I don't think these are system figures. The LM79 they have on their site matches up with these figures. Copper trace resistance is a non issue imo. At 2.8A you'd need a decent voltage drop to realistically effect μmol/J. If you had 10W burned across Cu, at 480W you're looking like 0.05μmol/J loss, and that's assuming a huuuge 10W loss across Cu. I'd estimate max trace resistance closer to 170mΩ per board, but that's just a quick calc off the top of my head, and I'm assuming it'll be under that by some margin, 170mΩ is ~1W of waste power per 120W QB288, or the difference between 2.6μmol/J and 2.58μmol/J. I'm not sure Samsung is not pulse tested either. I know that most manufacturers use pulsed current at 65mA to test. I'd almost garuntee Samsung does too as straight DC is outdated and isn't accurate anymore. Is Your Light Measurement Method Undervaluing Your LEDs? - Vektrex Here's just a few quick examples of manufacturers stating they pulse drive during testing... Luxeon... Bridgelux...

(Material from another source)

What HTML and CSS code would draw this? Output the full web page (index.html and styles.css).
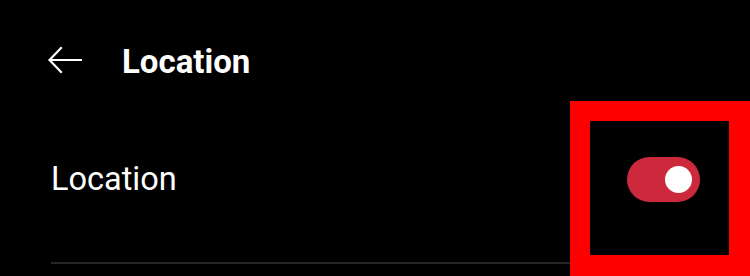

When I said 18P16S, that was wrong. It looked like they were 16 stacks of 18 parallel chips, but I guess the lines connecting aren't traces. According to this, they use 2oz Cu but a topology of 16P18S. The lines above and below the LM301B rows looked like traces which would put the chips in the rows as parallel but stacked in series. This is not correct though, its actually 16P18S, so the lines above and below the rows are not traces. Oops!
Maybe not as a priority. I run eight qb288 boards in a 3x4 because I want very even spread of light across my space since I grow SOG style with many smaller plants. It's actually doubly beneficial because the boards cover the space almost edge to edge, I can lower the lights to almost touching the plants and still get all my plants exposed evenly. Of course, lowering the lights means I can dimm them some more since they are closer. So, even though I didnt plan this specifically for that reason (ultra savings) it's a byproduct of the way I have my lights set up.